There are two big challenges to opening a microbrewery, a nanobrewery or a brewpub: money and government approval.

“If someone has $5 million to throw at something, I believe it would be easy,” said Matt Moore, co-owner of Martin City Brewing. “We had $500,000. It took closer to $1.5 million to get going. We are very thankful for our bank.”

KC Bier’s owner raised $2 million in equity and debt to finance the brewery. Even with the modest size of Rock & Run’s brewery and pub, the owners found they needed $1 million in capital.

Meanwhile, securing federal, state and local licenses typically takes up to three months.

It all begins with federal approvals through the Alcohol and Tobacco Tax and Trade Bureau, which oversees the Brewer’s Notice permit application process. (Aspiring brewers can learn more at the official website, www.ttb.gov.)

“After you get a perfected and approved notice, then you go to the city and get a brewing license,” said Nick Vaughn, master brewer at Martin City Brewing. “These vary by city in cost.”

Once the city permit application is approved and granted, prospective brewers submit for a state license. After receipt of all required licenses, Vaughn said, “You’re legally set to make and sell beer to wholesalers. If you want to sell beer on-site, then you have to have the necessary city and state licenses as well.”

Area leaders have taken some action to demonstrate civic support for the industry. The Kansas City, Mo., City Council unanimously approved an ordinance change in May that allows small nanobreweries to operate in business districts.

Previously, only microbreweries—which can produce up to 15,000 barrels per year—were allowed in Kansas City business districts. Smaller nanobreweries could operate only in the city’s industrial areas. The ordinance change enables nanobrewers to set up shop in retail-friendly locations closer to dense neighborhood populations.

Elsewhere, the City of Raytown’s board of aldermen changed the city’s zoning in July 2014 to allow craft brewing in its city limits. That decision paved the way for Crane Brewing Co. to build and operate in Raytown.

Rock & Run Brewery enlisted the help of License Consulting Inc., a local consulting firm that specializes in brewery and liquor licensing, to wade through the sea of paperwork and licensing.

“Our consultant is still on retainer to answer questions that come up in regard to our ever-changing business model,” Hatcher said. “Hiring License Consulting Inc. was one of the best decisions that we made heading into this endeavor.”

Sometimes complications arise. KC Bier secured a microbrewery permit that enables the business to sell beer wholesale through its distributors. In Missouri, a microbrewery is not allowed to sell beer at the brewery by the glass or in bottles or cans. As a work-around, KC Bier obtained a permit to manufacture wine so it can sell its beer on site.

“We have to make 200 gallons of fermented fruit juice (cider) annually to maintain our wine manufacturer’s license,” Holle said.

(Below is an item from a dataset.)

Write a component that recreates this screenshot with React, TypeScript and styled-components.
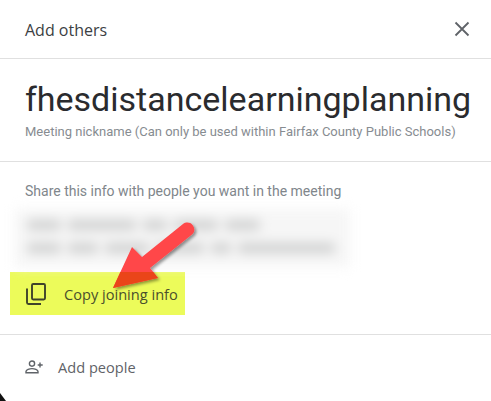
import React from "react";
import styled, { createGlobalStyle } from "styled-components";

const Global = createGlobalStyle`
  html, body { margin: 0; padding: 0; background: #fff; }
  body { width: 491px; height: 401px; overflow: hidden; }
`;

const Dialog = styled.div`
  position: relative;
  width: 491px;
  height: 401px;
  overflow: hidden;
  background: #fff;
  color: #3c4043;
  font-family: Roboto, "Liberation Sans", sans-serif;
`;

const Header = styled.header`
  display: flex;
  align-items: center;
  justify-content: space-between;
  height: 56px;
  padding: 2px 21px 0 25px;
  border-bottom: 1px solid #e0e0e0;
`;

const Title = styled.h1`
  margin: 0;
  font: 500 16px/20px "Open Sans", Roboto, sans-serif;
  color: #3c4043;
`;

const CloseIcon = styled.svg`
  display: block;
  width: 16px;
  height: 16px;
  margin-top: -2px;
`;

const NameBlock = styled.section`
  height: 102px;
  padding: 0 0 0 25px;
  border-bottom: 1px solid #e0e0e0;
`;

const MeetingName = styled.div`
  padding-top: 18px;
  font: 400 34px/44px Roboto, sans-serif;
  color: #2a2b2e;
  white-space: nowrap;
`;

const Nickname = styled.div`
  margin-top: 3px;
  font: 400 13px/16px Roboto, sans-serif;
  color: #878c91;
  white-space: nowrap;
`;

const InfoBlock = styled.section`
  height: 172px;
  border-bottom: 1px solid #e0e0e0;
`;

const ShareText = styled.div`
  padding: 20px 0 0 25px;
  font: 400 14px/19px Roboto, sans-serif;
  color: #80868b;
  white-space: nowrap;
`;

const Blurred = styled.div`
  display: flex;
  flex-direction: column;
  gap: 13px;
  width: 335px;
  height: 58px;
  margin: 8px 0 0 15px;
  padding: 11px 0 0 12px;
  box-sizing: border-box;
  background: #f6f6f6;
  filter: blur(6px);
`;

const BlurRow = styled.div`
  display: flex;
  gap: 7px;
`;

const BlurSegment = styled.span<{ $w: number }>`
  display: block;
  width: ${(p) => p.$w}px;
  height: 10px;
  border-radius: 4px;
  background: #cfd0d0;
`;

const CopyRow = styled.div`
  display: flex;
  align-items: center;
  gap: 18px;
  width: 175px;
  height: 43px;
  margin: 5px 0 0 10px;
  padding-left: 16px;
  box-sizing: border-box;
  background: #ecfb5a;
  color: #4a4f2c;
`;

const CopyIcon = styled.svg`
  flex: none;
  width: 20px;
  height: 22px;
`;

const RowLabel = styled.span`
  font: 500 14.6px/18px "Open Sans", Roboto, sans-serif;
  white-space: nowrap;
`;

const AddRow = styled.div`
  display: flex;
  align-items: center;
  gap: 15px;
  height: 64px;
  padding-left: 25px;
  color: #5f6368;
`;

const PersonIcon = styled.svg`
  flex: none;
  width: 18px;
  height: 14px;
`;

const Arrow = styled.svg`
  position: absolute;
  left: 100px;
  top: 215px;
  width: 110px;
  height: 100px;
  overflow: visible;
`;

const CornerMark = styled.svg`
  position: absolute;
  left: 0;
  bottom: 0;
  width: 6px;
  height: 8px;
`;

const rowOne = [34, 68, 24, 44, 35];
const rowTwo = [34, 30, 44, 48, 20, 97];

export default function App() {
  return (
    <Dialog>
      <Global />
      <Header>
        <Title>Add others</Title>
        <CloseIcon viewBox="0 0 16 16" aria-label="Close">
          <path d="M1.5 1.5 14.5 14.5M14.5 1.5 1.5 14.5" stroke="#5f6368" strokeWidth="1.8" fill="none" />
        </CloseIcon>
      </Header>
      <NameBlock>
        <MeetingName>fhesdistancelearningplanning</MeetingName>
        <Nickname>Meeting nickname (Can only be used within Fairfax County Public Schools)</Nickname>
      </NameBlock>
      <InfoBlock>
        <ShareText>Share this info with people you want in the meeting</ShareText>
        <Blurred>
          <BlurRow>
            {rowOne.map((w, i) => (
              <BlurSegment key={i} $w={w} />
            ))}
          </BlurRow>
          <BlurRow>
            {rowTwo.map((w, i) => (
              <BlurSegment key={i} $w={w} />
            ))}
          </BlurRow>
        </Blurred>
        <CopyRow>
          <CopyIcon viewBox="0 0 20 22" fill="none" stroke="#3f432a" strokeWidth="1.9">
            <rect x="6" y="1" width="13" height="15.500" rx="1.2" />
            <path d="M1 5.500v14a1.500 1.500 0 0 0 1.500 1.500H15" />
          </CopyIcon>
          <RowLabel>Copy joining info</RowLabel>
        </CopyRow>
      </InfoBlock>
      <AddRow>
        <PersonIcon viewBox="0 0 18 14" fill="none" stroke="#5f6368" strokeWidth="1.4">
          <circle cx="7" cy="3.6" r="2.6" />
          <path d="M1 12.800v-1.300c0-1.900 3.600-2.900 6-2.900s6 1 6 2.900v1.300Z" />
          <path d="M15 2.500v5M12.700 5h5" />
        </PersonIcon>
        <RowLabel>Add people</RowLabel>
      </AddRow>
      <Arrow viewBox="0 0 110 100">
        <defs>
          <filter id="arrowShadow" x="-20%" y="-20%" width="150%" height="150%">
            <feDropShadow dx="2" dy="2" stdDeviation="1.8" floodColor="#000" floodOpacity="0.4" />
          </filter>
        </defs>
        <path
          d="M83 9c3-2 7-2 9.500 1s2.500 7-.5 9.500L50 53l8 10-45 10 19-41 10 10Z"
          fill="#ff4648"
          filter="url(#arrowShadow)"
        />
        <path d="M20.400 57H53.200L58 63 13 73Z" fill="#ea4519" />
      </Arrow>
      <CornerMark viewBox="0 0 6 8">
        <path d="M0 0 6 8H0Z" fill="#111" />
      </CornerMark>
    </Dialog>
  );
}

“Even after you launch, the biggest challenge for new brewers is Missouri’s label approval process,” said Torn Label’s Chaudry. “Each beer that a new brewery produces requires state label approval. The state is currently at a two-month turnaround time for approval. It’s painful as a young company from an operations standpoint to often be sitting on thousands of dollars’ worth of inventory that you’re unable to convert to revenue until Missouri finally mails your approval letter.”

Sustainable Growth

How many more craft breweries can Kansas City sustain? Opinions run the gamut.

“Like anything, it will become crowded and saturated,” predicted Moore. “If there were three craft breweries in Martin City, it would hurt. The strong will survive. Those who prepare for the next year instead of the next hour will see the storm coming.”

Rock & Run’s Hatcher sees no danger of overcrowding. “Gene and I recently traveled to Portland, Ore., to attend a craft brewery conference,” he said. “There was something like 200 breweries in a two-hour radius of Portland. Kansas City is only on the tip of the craft brewery explosion.”

“People tend to discuss the threat of oversaturation in a uniform way, which is not how the market developed on the supply side,” said Chaudry. “Kansas City still lags far behind comparable cities like St. Louis and Minneapolis in terms of breweries. There is surely a saturation point with craft beer, but we are a long way from hitting that in KC.”

He puts things into historical perspective.

“Before the rise of macro beer producers, life in most towns was based around its local breweries and public house,” Chaudry said. “We’re at over 3,000 breweries in the U.S. right now, which is twice what it was just 10 years ago, but that’s still well below the number that were in operation pre-Prohibition.”

Hatcher agreed that craft beer has a vibrant future.

“What’s the saying? A luxury once realized becomes a necessity,” Hatcher said. “Now that our public has experienced good quality beer, it would be hard to go back to just a couple choices.”